- Chaodong Location in Guangxi
- Coordinates: 25°01′06″N 111°10′06″E﻿ / ﻿25.01833°N 111.16833°E
- Country: People's Republic of China
- Autonomous Region: Guangxi
- Prefecture-level city: Hezhou
- Autonomous county: Fuchuan Yao Autonomous County

Area
- • Total: 217.42 km^{2} (83.95 sq mi)

Population (2017)
- • Total: 33,850
- • Density: 160/km^{2} (400/sq mi)
- Time zone: UTC+08:00 (China Standard)
- Postal code: 542702
- Area code: 0774

= Chaodong =

Chaodong (朝东镇 (朝東鎮, Cháodōng Zhèn)) is a town in Fuchuan Yao Autonomous County, Guangxi, China. As of the 2017 census it had a population of 33,850 and an area of 217.42 km2.

==Administrative division==
As of 2016, the town is divided into one community and twenty-one villages:
- Chaodong Community (朝东社区)
- Chaodong (朝东村)
- Dongshui (东水村)
- Huangbao (黄宝村)
- Xiushui (秀水村)
- Heping (和平村)
- Chashan (岔山村)
- Minzhu (民主村)
- Tangyuan (塘源村)
- Bengbei (蚌贝村)
- Yingshang (营上村)
- Ruzi (儒子村)
- Tongshi (桐石村)
- Longgui (龙归村)
- Shilin (石林村)
- Gaozhai (高宅村)
- Youmu (油沐村)
- Chashan (茶山村)
- Huangsha (黄沙村)
- Changtang (长塘村)
- Liyutang (鲤鱼塘村)
- Fuxi (福溪村)

==Geography==
The town is situated at northwestern Fuchuan Yao Autonomous County, bordering Jiangyong County to the northwest, Gongcheng Yao Autonomous County to the southwest, and Chengbei to the northeast.
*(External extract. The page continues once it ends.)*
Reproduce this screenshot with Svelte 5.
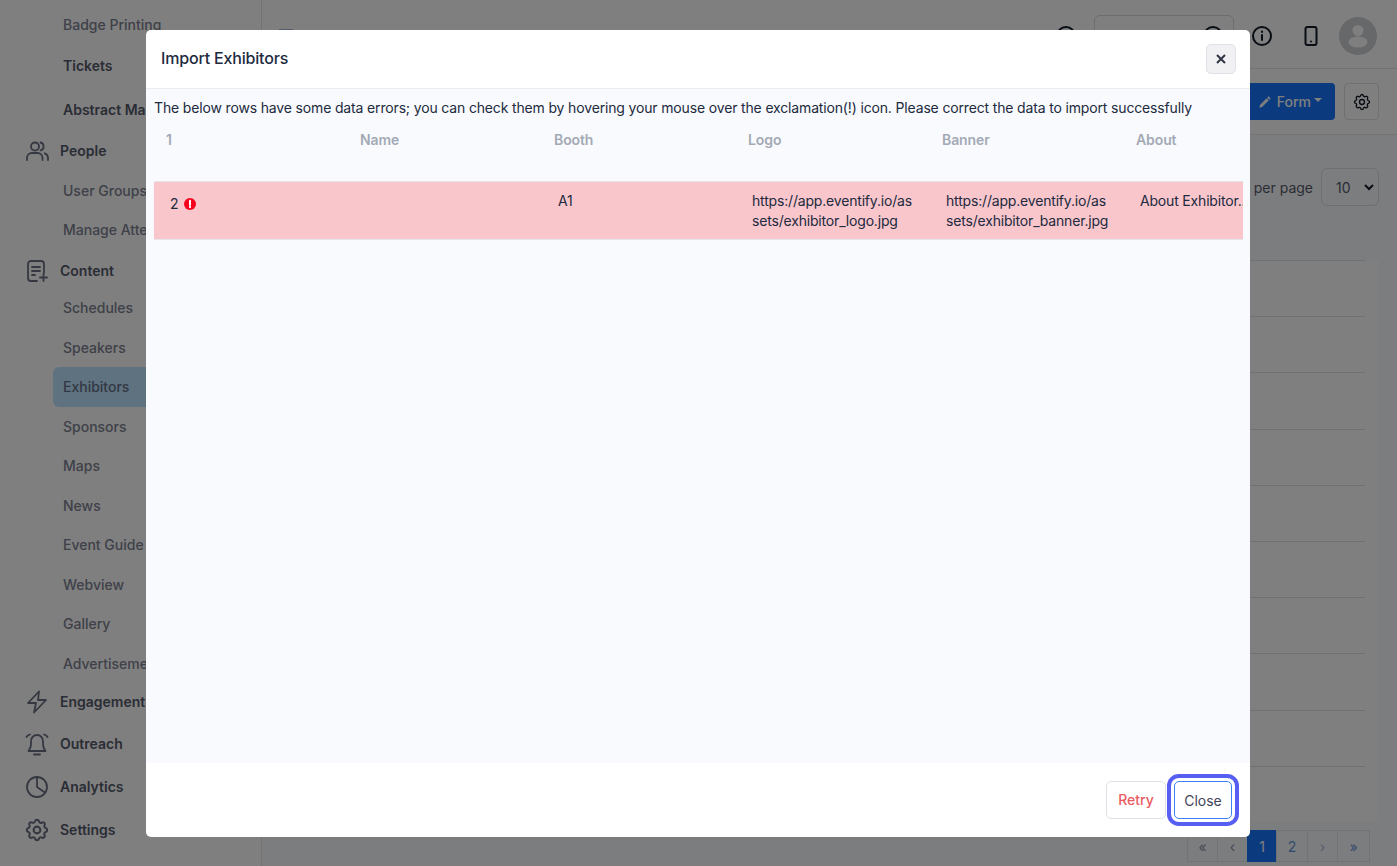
<script>
	const subTop = ["Badge Printing"];
	const people = ["User Groups", "Manage Attendees"];
	const content = ["Schedules", "Speakers", "Exhibitors", "Sponsors", "Maps", "News", "Event Guide", "Webview", "Gallery", "Advertisements"];
	const headers = ["1", "Name", "Booth", "Logo", "Banner", "About"];
	const rows = Array.from({ length: 10 });
	const pages = ["«", "‹", "1", "2", "›", "»"];
</script>

<div class="page">
	<aside class="sidebar">
		<div class="sub first">{subTop[0]}</div>
		<div class="plain tickets">Tickets</div>
		<div class="plain abstract">Abstract Management</div>

		<div class="top people">
			<svg viewBox="0 0 24 24"><circle cx="10" cy="7.500" r="4"/><path d="M2 21v-2a5 5 0 0 1 5-5h5.500a5 5 0 0 1 5 5v2M15.500 3.500a4 4 0 0 1 0 7.800M23 21v-2a5 5 0 0 0-3.200-4.700"/></svg>
			<span>People</span>
		</div>
		{#each people as item}
			<div class="sub">{item}</div>
		{/each}

		<div class="top content">
			<svg viewBox="0 0 24 24"><path d="M12 22H6a3 3 0 0 1-3-3V5a3 3 0 0 1 3-3h10a3 3 0 0 1 3 3v9M7 8h8M7 12h8M7 16h3M15 18.500h7M18.500 15v7"/></svg>
			<span>Content</span>
		</div>
		<div class="content-list">
			{#each content as item}
				<div class="sub" class:active={item === "Exhibitors"}>{item}</div>
			{/each}
		</div>

		<div class="top eng">
			<svg viewBox="0 0 24 24"><path d="M14 1.500L3 13h8l-2 9.500L21 10h-8z"/></svg>
			<span>Engagement</span>
		</div>
		<div class="top">
			<svg viewBox="0 0 24 24"><path d="M12 3a6 6 0 0 1 6 6v3.500c0 2.500 1 4.500 2.500 6.500h-17C5 17 6 15 6 12.500V9a6 6 0 0 1 6-6zM9 22.500h6M1.500 5C2 4 3 3 5 2.500M22.500 5C22 4 21 3 19 2.500"/></svg>
			<span>Outreach</span>
		</div>
		<div class="top">
			<svg viewBox="0 0 24 24"><circle cx="12" cy="12" r="10"/><path d="M12 2v10l8.200 5.800"/></svg>
			<span>Analytics</span>
		</div>
		<div class="top">
			<svg viewBox="0 0 24 24"><g transform="translate(12 12) scale(1.130) translate(-12 -12)"><path d="M10.300 4.300c.4-1.800 3-1.800 3.400 0a1.700 1.700 0 0 0 2.600 1.100c1.500-.9 3.300.8 2.400 2.400a1.700 1.700 0 0 0 1 2.500c1.800.4 1.800 3 0 3.400a1.700 1.700 0 0 0-1 2.600c.9 1.500-.9 3.300-2.400 2.400a1.700 1.700 0 0 0-2.600 1c-.4 1.800-3 1.800-3.400 0a1.700 1.700 0 0 0-2.600-1c-1.500.9-3.300-.9-2.400-2.400a1.700 1.700 0 0 0-1-2.600c-1.800-.4-1.800-3 0-3.400a1.700 1.700 0 0 0 1-2.500c-.9-1.600.9-3.300 2.400-2.400 1 .6 2.300.1 2.600-1.100z"/><circle cx="12" cy="12" r="3"/></g></svg>
			<span>Settings</span>
		</div>
	</aside>

	<main class="main">
		<header class="topbar">
			<svg class="menu" viewBox="0 0 24 24"><path d="M3 5h14M3 12h14M3 19h14"/></svg>
			<div class="spacer"></div>
			<svg class="tb-icon search-ic" viewBox="0 0 24 24"><circle cx="12" cy="12" r="9"/></svg>
			<div class="search"><svg viewBox="0 0 24 24"><circle cx="12" cy="12" r="9"/></svg></div>
			<svg class="tb-icon info" viewBox="0 0 24 24"><circle cx="12" cy="12" r="9"/><path d="M12 11v5M12 7.500v.5"/></svg>
			<svg class="tb-icon phone" viewBox="0 0 24 24"><rect x="6.500" y="3" width="11" height="18" rx="2"/><path d="M12 17.500v.1"/></svg>
			<div class="avatar">
				<svg viewBox="0 0 38 38"><circle cx="19" cy="13.500" r="5.500"/><ellipse cx="19" cy="25" rx="9.500" ry="5.500"/></svg>
			</div>
		</header>

		<div class="toolbar">
			<button class="form-btn">
				<svg viewBox="0 0 16 16"><path d="M12.100 1.500l2.400 2.400-1.500 1.500-2.400-2.400zM9.900 3.700l2.400 2.400-7.600 7.600-3.200.8.800-3.200z"/></svg>
				Form
				<i class="caret"></i>
			</button>
			<button class="gear-btn">
				<svg viewBox="0 0 24 24"><path d="M10.300 4.300c.4-1.800 3-1.800 3.400 0a1.700 1.700 0 0 0 2.600 1.100c1.500-.9 3.300.8 2.400 2.400a1.700 1.700 0 0 0 1 2.500c1.800.4 1.800 3 0 3.400a1.700 1.700 0 0 0-1 2.600c.9 1.500-.9 3.300-2.400 2.400a1.700 1.700 0 0 0-2.600 1c-.4 1.800-3 1.800-3.400 0a1.700 1.700 0 0 0-2.600-1c-1.500.9-3.300-.9-2.400-2.400a1.700 1.700 0 0 0-1-2.600c-1.800-.4-1.800-3 0-3.400a1.700 1.700 0 0 0 1-2.500c-.9-1.600.9-3.300 2.400-2.400 1 .6 2.300.1 2.600-1.100z"/><circle cx="12" cy="12" r="3"/></svg>
			</button>
		</div>

		<div class="filters">
			<span>Exhibitors per page</span>
			<div class="select">10<svg viewBox="0 0 12 12"><path d="M2 4l4 4 4-4"/></svg></div>
		</div>

		<div class="list">
			{#each rows as _}
				<div class="list-row"></div>
			{/each}
		</div>

		<nav class="pager">
			{#each pages as p, i}
				<span class:on={p === "1"} class:num={i > 2 && p !== "›"} class:dim={p === "›"}>{p}</span>
			{/each}
		</nav>
	</main>

	<div class="backdrop"></div>

	<section class="modal">
		<div class="modal-head">
			<h5>Import Exhibitors</h5>
			<button class="x" aria-label="Close">
				<svg viewBox="0 0 12 12"><path d="M2 2l8 8M10 2l-8 8"/></svg>
			</button>
		</div>
		<div class="modal-body">
			<p>The below rows have some data errors; you can check them by hovering your mouse over the exclamation(!) icon. Please correct the data to import successfully</p>
			<div class="tbl">
				<div class="tr th">
					{#each headers as h}
						<div class="cell">{h}</div>
					{/each}
				</div>
				<div class="tr err">
					<div class="cell idx">2
						<svg viewBox="0 0 12 12"><circle cx="6" cy="6" r="6"/><path d="M6 2.700v4M6 8.600v.6"/></svg>
					</div>
					<div class="cell"></div>
					<div class="cell">A1</div>
					<div class="cell">https://app.eventify.io/assets/exhibitor_logo.jpg</div>
					<div class="cell">https://app.eventify.io/assets/exhibitor_banner.jpg</div>
					<div class="cell about">About Exhibitor...</div>
				</div>
			</div>
		</div>
		<div class="modal-foot">
			<button class="retry">Retry</button>
			<button class="close">Close</button>
		</div>
	</section>
</div>

<style>
	:global(body) {
		margin: 0;
		font-family: "Inter", "Liberation Sans", sans-serif;
		overflow: hidden;
	}
	.page {
		position: relative;
		width: 1397px;
		height: 866px;
		display: flex;
		overflow: hidden;
		background: #f9fafe;
		color: #212a3e;
	}
	button {
		font-family: inherit;
	}

	.sidebar {
		width: 262px;
		height: 866px;
		flex: none;
		box-sizing: border-box;
		background: #fff;
		border-right: 1px solid #e4e6eb;
		overflow: hidden;
		padding-top: 5px;
	}
	.sub, .plain {
		height: 39.500px;
		line-height: 39.500px;
		margin-left: 53px;
		padding-left: 10px;
		font-size: 14px;
		font-weight: 500;
		color: #7d8292;
		white-space: nowrap;
		border-radius: 6px;
	}
	.sub.first {
		line-height: 40px;
	}
	.plain {
		height: 42px;
		line-height: 42px;
		font-weight: 600;
		color: #555a6b;
	}
	.plain.tickets {
		height: 44.500px;
		line-height: 42px;
	}
	.plain.abstract {
		line-height: 42.500px;
	}
	.sub.active {
		background: #bde5ff;
		color: #66708a;
	}
	.content-list {
		margin-top: -2.200px;
	}
	.top {
		height: 43px;
		display: flex;
		align-items: center;
		gap: 11px;
		padding-left: 25px;
		font-size: 14px;
		font-weight: 600;
		color: #555a6b;
	}
	.top.people {
		height: 39.500px;
	}
	.top.content {
		height: 40px;
		margin-top: 1px;
	}
	.top.eng {
		height: 36.700px;
		margin-bottom: 2.250px;
	}
	.top svg {
		width: 24px;
		height: 24px;
		fill: none;
		stroke: #6a7083;
		stroke-width: 1.800;
		stroke-linecap: round;
		stroke-linejoin: round;
	}

	.main {
		flex: 1;
		min-width: 0;
		display: flex;
		flex-direction: column;
	}
	.topbar {
		height: 69px;
		box-sizing: border-box;
		border-bottom: 1px solid #e4e6eb;
		display: flex;
		align-items: center;
		padding: 3px 20px 0 14px;
		background: #fff;
	}
	.menu {
		width: 24px;
		height: 24px;
		margin-top: 2px;
		fill: none;
		stroke: #a9bbdc;
		stroke-width: 2;
	}
	.spacer {
		flex: 1;
	}
	.tb-icon {
		width: 24px;
		height: 24px;
		fill: none;
		stroke: #111827;
		stroke-width: 2;
		stroke-linecap: round;
	}
	.search-ic {
		margin-right: 16px;
	}
	.search {
		width: 140px;
		height: 42px;
		box-sizing: border-box;
		border: 1px solid #d8dbe2;
		border-radius: 6px;
		display: flex;
		align-items: center;
		justify-content: flex-end;
		padding-right: 8px;
		margin-right: 16px;
	}
	.search svg {
		width: 24px;
		height: 24px;
		fill: none;
		stroke: #111827;
		stroke-width: 2;
	}
	.info {
		margin-right: 25px;
	}
	.phone {
		margin-right: 16px;
	}
	.avatar {
		width: 38px;
		height: 38px;
		border-radius: 50%;
		background: #cfd0d4;
		overflow: hidden;
	}
	.avatar svg {
		display: block;
		width: 38px;
		height: 38px;
		fill: #fff;
	}

	.toolbar {
		height: 66px;
		box-sizing: border-box;
		border-bottom: 1px solid #e4e6eb;
		display: flex;
		justify-content: flex-end;
		align-items: flex-start;
		gap: 9px;
		padding: 14px 18px 0 0;
		background: #fff;
	}
	.form-btn {
		width: 120px;
		height: 37px;
		border: 0;
		border-radius: 4px;
		background: #1774fe;
		color: #fff;
		font-size: 14px;
		font-weight: 500;
		display: flex;
		align-items: center;
		justify-content: flex-end;
		gap: 3px;
		padding: 0 13px 0 0;
	}
	.form-btn svg {
		width: 14px;
		height: 14px;
		margin-right: 2px;
		fill: #fff;
	}
	.caret {
		border-top: 4px solid #fff;
		border-left: 4px solid transparent;
		border-right: 4px solid transparent;
		margin-bottom: 3px;
	}
	.gear-btn {
		width: 35px;
		height: 37px;
		padding: 0;
		border: 1px solid #dfe1e6;
		border-radius: 4px;
		background: #fff;
		display: flex;
		align-items: center;
		justify-content: center;
	}
	.gear-btn svg {
		width: 20px;
		height: 20px;
		fill: none;
		stroke: #111827;
		stroke-width: 1.600;
	}

	.filters {
		display: flex;
		justify-content: flex-end;
		align-items: center;
		gap: 8px;
		padding: 33px 18px 0 0;
		font-size: 14px;
		color: #555a6b;
	}
	.select {
		width: 58px;
		height: 38px;
		box-sizing: border-box;
		border: 1px solid #dcdfe5;
		border-radius: 6px;
		display: flex;
		align-items: center;
		justify-content: space-between;
		padding: 0 3px 0 14px;
		font-size: 14px;
		color: #555a6b;
	}
	.select svg {
		width: 12px;
		height: 12px;
		fill: none;
		stroke: #111827;
		stroke-width: 2;
	}

	.list {
		margin: 54px 18px 0 16px;
		background: #fff;
		padding-right: 14px;
	}
	.list-row {
		height: 56.200px;
		box-sizing: border-box;
		border-top: 1px solid #dfe1e6;
	}
	.pager {
		display: flex;
		justify-content: flex-end;
		margin: auto 27px 4px 0;
		font-size: 14px;
	}
	.pager span {
		width: 31px;
		height: 32px;
		box-sizing: border-box;
		display: flex;
		align-items: center;
		justify-content: center;
		border: 1px solid #e4e6eb;
		margin-left: -1px;
		color: #8d93a0;
	}
	.pager span.on {
		width: 30px;
		background: #1774fe;
		color: #fff;
		border-color: #1774fe;
	}
	.pager span.num {
		width: 32px;
		color: #5f97dc;
	}
	.pager span:last-child {
		width: 33px;
	}
	.pager span.dim {
		color: #a8c0de;
	}

	.backdrop {
		position: absolute;
		inset: 0;
		background: rgba(0, 0, 0, 0.5);
	}

	.modal {
		position: absolute;
		left: 146px;
		top: 30px;
		width: 1104px;
		height: 807px;
		display: flex;
		flex-direction: column;
		background: #fff;
		border-radius: 5px;
		overflow: hidden;
	}
	.modal-head {
		height: 59px;
		flex: none;
		box-sizing: border-box;
		border-bottom: 1px solid #e9ebf0;
		display: flex;
		align-items: center;
		justify-content: space-between;
		padding: 0 14px 0 15px;
	}
	h5 {
		margin: -2px 0 0;
		font-size: 16px;
		font-weight: 500;
		letter-spacing: -0.180px;
		color: #212a3e;
	}
	.x {
		width: 30px;
		height: 30px;
		padding: 0;
		display: flex;
		align-items: center;
		justify-content: center;
		background: #f1f1f3;
		border: 1px solid #dfe1e6;
		border-radius: 5px;
	}
	.x svg {
		width: 12px;
		height: 12px;
		fill: none;
		stroke: #2f3545;
		stroke-width: 2;
	}
	.modal-body {
		flex: 1;
		background: #f9fafd;
		padding: 0 7px 0 8px;
		min-height: 0;
	}
	p {
		margin: 0;
		height: 32px;
		line-height: 38px;
		font-size: 14px;
		letter-spacing: -0.155px;
		color: #212a3e;
		white-space: nowrap;
	}
	.tbl {
		overflow: hidden;
	}
	.tr {
		display: flex;
		width: 1164px;
	}
	.cell {
		width: 194px;
		flex: none;
		box-sizing: border-box;
		font-size: 14px;
		line-height: 20px;
	}
	.th {
		height: 61px;
		border-bottom: 1px solid #e4e6eb;
		box-sizing: border-box;
	}
	.th .cell {
		padding: 9px 12px 0;
		font-weight: 600;
		letter-spacing: -0.100px;
		color: #a3aab6;
	}
	.err {
		height: 58px;
		background: #f9c6cc;
		border-bottom: 1px solid #e4e6eb;
		box-sizing: border-box;
	}
	.err .cell {
		padding: 9px 12px 0 16px;
		word-break: break-all;
		letter-spacing: -0.180px;
		color: #212a3e;
	}
	.err .idx {
		padding-top: 12px;
		display: flex;
		align-items: flex-start;
		gap: 6px;
	}
	.idx svg {
		width: 12px;
		height: 12px;
		margin-top: 4px;
		fill: #f5051d;
		stroke: #fff;
		stroke-width: 2;
		stroke-linecap: round;
	}
	.idx svg circle {
		stroke: none;
	}
	.about {
		white-space: nowrap;
	}
	.modal-foot {
		height: 74px;
		flex: none;
		display: flex;
		justify-content: flex-end;
		align-items: flex-start;
		gap: 8px;
		padding: 18px 18px 0 0;
		box-sizing: border-box;
	}
	.modal-foot button {
		height: 38px;
		box-sizing: border-box;
		font-size: 14px;
		font-weight: 400;
		background: #fff;
		border-radius: 5px;
		padding: 0;
	}
	.modal-foot .retry {
		width: 60px;
		border: 1px solid #dfe1e8;
		color: #ea5a5f;
		font-weight: 500;
		padding-bottom: 2px;
	}
	.close {
		width: 58px;
		border: 1px solid #3b82f6;
		color: #3f4456;
		box-shadow: 0 0 0 3px #fff, 0 0 0 7px #575ff2;
	}
</style>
The Xiushui River (秀峰河) flows through the town northeast to northwest.

==Economy==
The economy is supported primarily by farming and ranching. The region mainly produce tobacco, vegetables, grapes, Castanea mollissima and medicinal materials. Other products include sweet potato, pumpkin, and taro.

==Tourist attractions==
The town enjoys rich tourist resources. The most popular natural scenic spots are the Site of Jiangdong Academy (江东书院遗址), Site of Pangu Temple (盘古庙遗址), cliff inscriptions (摩崖石刻), and Huilan Wind-rain Bridge (回澜风雨桥). Ma Yin Temple (马殷庙) is a National Historical and Cultural Site in Guangxi.

==Transportation==
The County Road X717 passes through the town.